How do I know what home cover I need?

This depends on your personal circumstances. The best advice is to do your research and ask providers to give you a quote based on your specific needs.

This largely depends on the type of property, what it’s being used for, and whether it has any specific features that make it non-standard.

Also, most insurers offer a variety of bolt-on extras such as home emergency cover that summons help if, for example, a pipe bursts.


Understand what home insurance you’re buying

Home insurers pay out more than £8m every day to their customers, according to research carried out by the Association of British Insurers (ABI). 
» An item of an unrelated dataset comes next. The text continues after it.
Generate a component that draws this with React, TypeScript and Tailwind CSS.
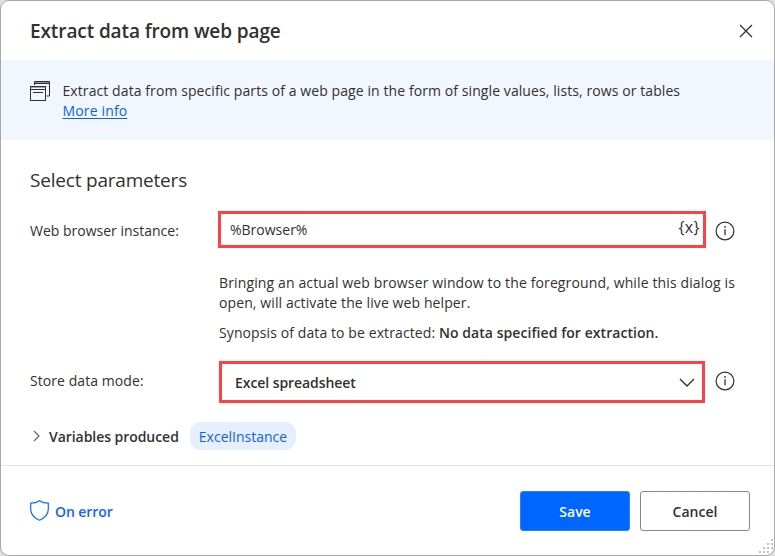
import React from "react";

function WindowsIcon() {
  return (
    <svg width="21" height="21" viewBox="0 0 21 21" fill="none" stroke="#323130" strokeWidth="1" className="shrink-0">
      <path d="M4.500 4V.5h15v14.500h-3" />
      <path d="M4.500 1.500h15" strokeOpacity=".5" />
      <path d="M4.500 2.500h15" />
      <rect x=".5" y="5.500" width="15" height="14" />
      <path d="M.5 6.500h15" strokeOpacity=".4" />
      <path d="M.5 8.500h15M3 11.500h10" />
    </svg>
  );
}

function InfoIcon() {
  return (
    <svg width="20" height="20" viewBox="0 0 20 20" fill="none" stroke="#323130" className="shrink-0">
      <circle cx="10" cy="10" r="8.9" strokeWidth="1.2" />
      <path d="M10 8.200v6" strokeWidth="1.3" />
      <circle cx="10" cy="5.900" r=".9" fill="#323130" stroke="none" />
    </svg>
  );
}

export default function App() {
  return (
    <div className="h-[556px] w-[775px] bg-[#dedede] font-['Open_Sans','Noto_Sans',sans-serif] text-[14px] leading-5 text-[#323130]">
      <div className="relative flex h-full flex-col overflow-hidden whitespace-nowrap rounded-[9px] border border-[#a8a8a8] bg-white">
        <header className="flex h-[59px] shrink-0 items-center justify-between pr-[21.500px] pl-[29px]">
          <h1 className="pt-px text-[19px] font-semibold tracking-[-0.1px]">Extract data from web page</h1>
          <svg width="14" height="14" viewBox="0 0 14 14" stroke="#323130" strokeWidth="1.3">
            <path d="M1 1l12 12M13 1L1 13" />
          </svg>
        </header>

        <section className="flex h-20 shrink-0 gap-[11.500px] bg-[#f1f6ff] pt-[21px] pl-[29px]">
          <WindowsIcon />
          <div>
            <p className="tracking-[0.085px]">Extract data from specific parts of a web page in the form of single values, lists, rows or tables</p>
            <a className="tracking-[0.15px] text-[#0f62e6] underline underline-offset-2">More info</a>
          </div>
        </section>

        <main className="flex h-[325px] shrink-0 flex-col pl-[29px]">
          <h2 className="mt-[28px] text-[19px] leading-6 tracking-[-0.2px]">Select parameters</h2>

          <div className="mt-[19px] flex h-[37px] items-center">
            <span className="w-[188px] pt-[2px]">Web browser instance:</span>
            <div className="flex h-[37px] w-[488px] items-center justify-between border-3 border-[#fc4343] pr-[3px] pl-[9px]">
              <span>%Browser%</span>
              <span className="pb-[5px] text-[16px] tracking-[0.4px]">{"{x}"}</span>
            </div>
            <span className="ml-[8.500px] pt-[3px]"><InfoIcon /></span>
          </div>

          <div className="mt-[25px] pl-[189px] tracking-[0.1px]">
            <p className="tracking-[0.13px]">Bringing an actual web browser window to the foreground, while this dialog is</p>
            <p>open, will activate the live web helper.</p>
            <p className="mt-[10px]">
              Synopsis of data to be extracted: <b className="font-semibold tracking-[0.06px]">No data specified for extraction.</b>
            </p>
          </div>

          <div className="mt-[18px] flex h-[42px] items-center">
            <span className="w-[189px] pb-[2px] tracking-[0.07px]">Store data mode:</span>
            <div className="flex h-[42px] w-[486px] items-center justify-between border-3 border-[#fc4343] pr-[7.500px] pl-[13px]">
              <span className="pt-[2px] font-semibold tracking-[-0.07px]">Excel spreadsheet</span>
              <svg width="16" height="10" viewBox="0 0 16 10" fill="none" stroke="#323130" strokeWidth="1.4" className="mt-[2px]">
                <path d="M1 1l7 7 7-7" />
              </svg>
            </div>
            <span className="ml-[9.500px] pb-[2px]"><InfoIcon /></span>
          </div>

          <div className="mt-[19px] flex h-[28px] items-center">
            <svg width="8" height="12" viewBox="0 0 8 12" fill="none" stroke="#605e5c" strokeWidth="1.1" className="ml-[3px]">
              <path d="M1 1l5 5-5 5" />
            </svg>
            <span className="ml-[8px] w-[141px] pt-[2px] font-semibold tracking-[-0.05px]">Variables produced</span>
            <span className="flex h-[28px] w-[106px] items-center justify-center rounded-[11px] bg-[#e6effe] pt-[2px] text-[#0f62e6]">ExcelInstance</span>
          </div>
        </main>

        <footer className="flex h-[90px] items-center border-t border-[#e5e5e5] pr-[24px] pl-[29px]">
          <svg width="19" height="21" viewBox="0 0 19 21" fill="none" stroke="#0f6cff" strokeWidth="1.2">
            <path d="M9.500.7C7.200 2.400 4.500 3.100.7 3.200v6.100c0 5.200 3.500 8.600 8.800 11 5.300-2.400 8.800-5.800 8.800-11V3.200C14.500 3.100 11.800 2.400 9.500.7Z" />
          </svg>
          <span className="ml-[6px] pt-[2px] font-semibold tracking-[-0.08px] text-[#0f62fe]">On error</span>
          <button className="ml-auto h-10 w-[110px] rounded-[3px] border border-[#2a80ff] bg-[#0066ff] pt-[2px] font-semibold text-white">Save</button>
          <button className="ml-[10px] h-10 w-[110px] rounded-[3px] border border-[#8a8886] pt-[2px] font-semibold">Cancel</button>
        </footer>

        <svg width="16" height="16" viewBox="0 0 16 16" fill="#b9c2d6" className="absolute right-0 bottom-0">
          <path d="M13 0h2v2h-2zM9 4h2v2H9zM13 4h2v2h-2zM5 8h2v2H5zM9 8h2v2H9zM13 8h2v2h-2zM1 12h2v2H1zM5 12h2v2H5zM9 12h2v2H9z" />
        </svg>
      </div>
    </div>
  );
}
However, the ABI also found that 1 in 5 home insurance claims were unsuccessful. In most cases, this was due to people not understanding their cover.

Therefore, it’s vital to do your research and ensure you understand all the terms, conditions, exclusions and small print that apply. If you’re in any doubt, ask your insurer for clarification.


Cutting the cost of home insurance

There are two main ways to keep down the cost of home insurance. The first is to only buy the amount of protection you need. 

This is done by accurately calculating the rebuild value of your home – for buildings insurance – and the costs of your belongings, for contents cover.

The second way is by shopping around. Take your time to find out the scope and price of the different policies on offer from rival insurers.  

This includes combining buildings and contents insurance as some providers offer a discount, although you obviously need to compare prices.

Some may also reduce the price if you have security devices fitted, such as high-quality door locks and window locks

As often with insurance, agreeing to paying a higher excess if you need to claim could qualify you for a discount. Paying the entire policy price in one go, rather than in monthly instalments could also help.